Know everything you can about Facebook, and then ask yourself: Is this where I want my brand to be?
If you decide that it’s not, you’re faced with another challenge: Where to market your brand in such a way that its mission and values aren’t compromised.
For me, that answer always comes back to your own website.
Your website should be the Taj Mahal and the Smithsonian Institution of your brand. Everything you want your customers (and yes, your competitors) to know about your brand should be right there for them to grab and consume and understand.
Your website should be where your customers’ experience begins. It should be informative for the uninitiated, compelling for those seeking entertainment, detailed for those looking for detail, frictionless for the skimmers, and effortless for those looking to buy.

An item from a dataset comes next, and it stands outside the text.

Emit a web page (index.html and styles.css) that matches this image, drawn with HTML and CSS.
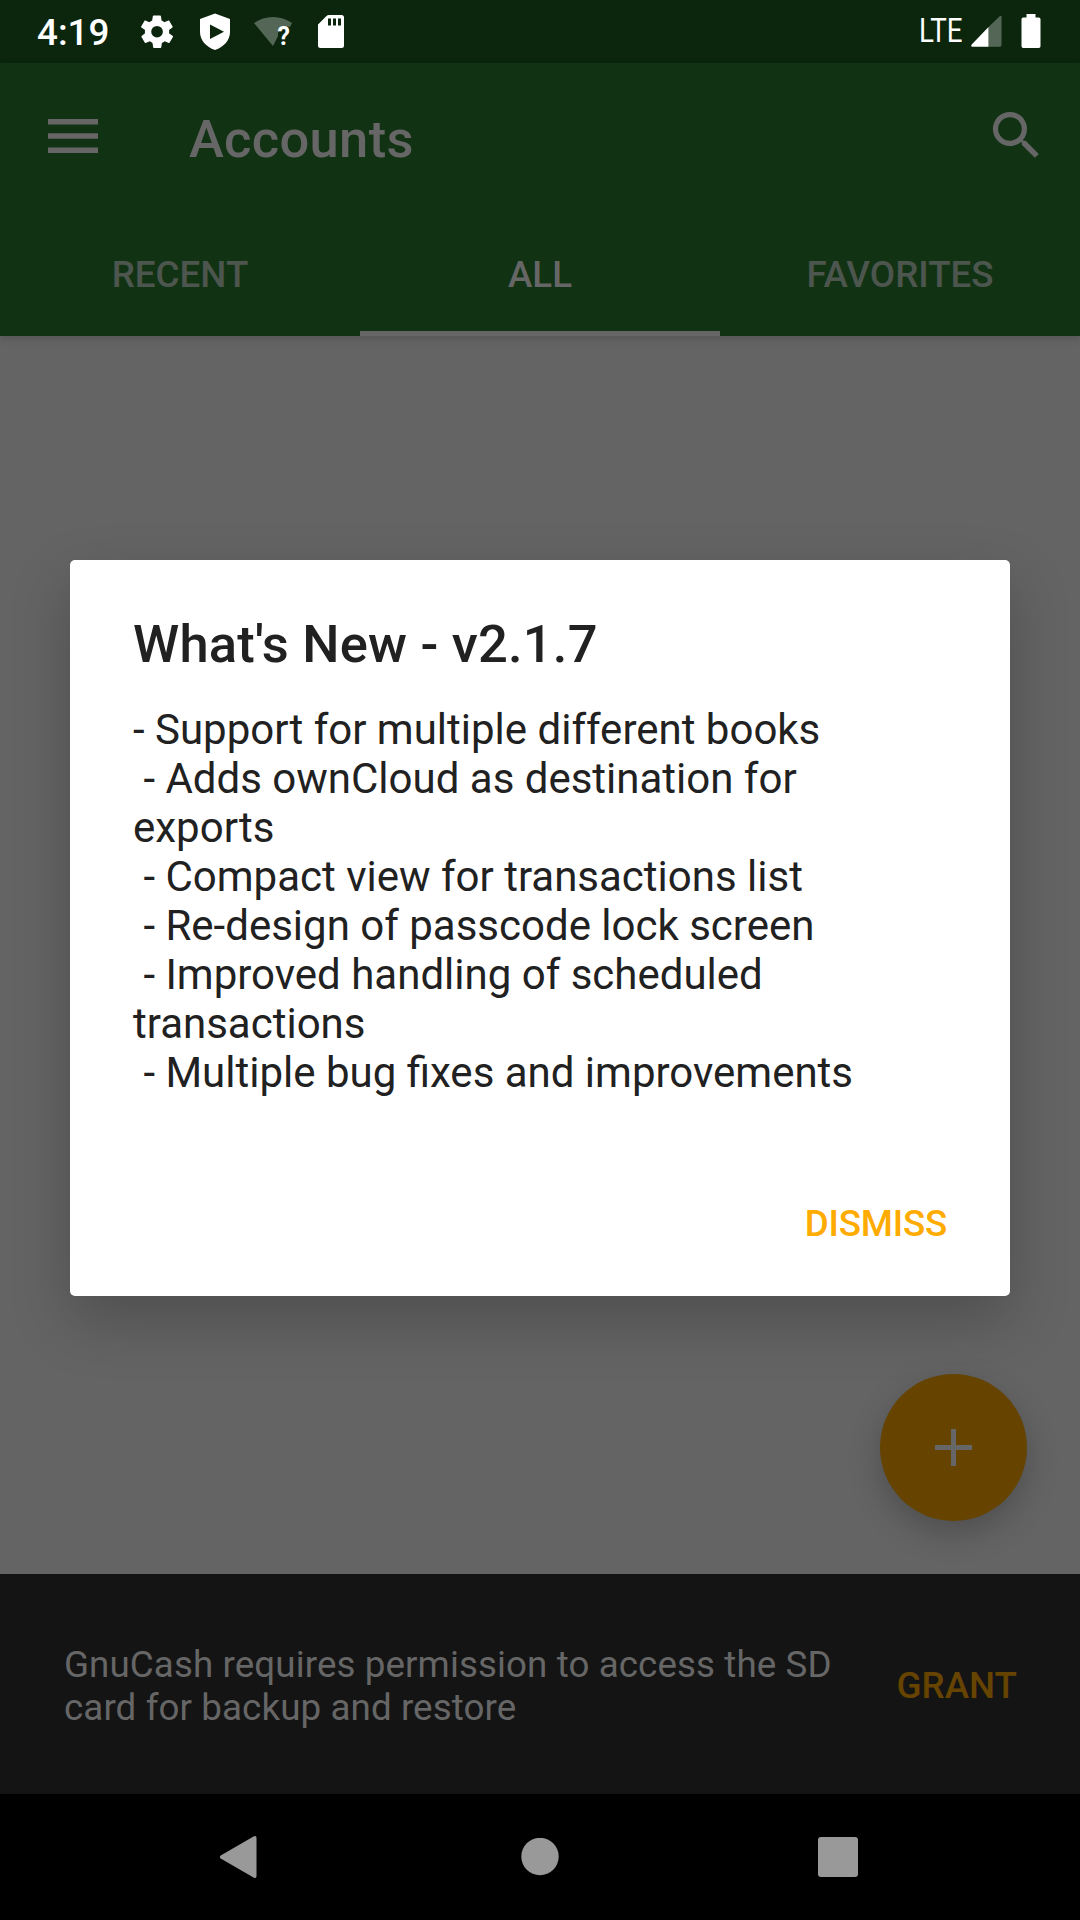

If your website is only a fraction of that, and you’re on Facebook and considering a boycott or just troubled by the platform, here’s what I’d do:
Stop any spending on Facebook, and donate at least that amount to one of these 137 organizations fighting for racial equality.
Put the resources you were expending on Facebook into making your website incredible and treating your customers better – not because you want them to go on Facebook in your stead and say how awesome you are (which they may do anyway) but because it’s the right thing to do.
See what happens. You may be surprised at how little actually does happen.
If nothing much happens, think about your customers’ behavior, and whether it actually involves Facebook.
If you determine your customers can find you just fine without Facebook, make the boycott permanent.
The bottom line is this: You shouldn’t have to support evil in order to market your business. You have options. And you can be a better organization for investigating those options.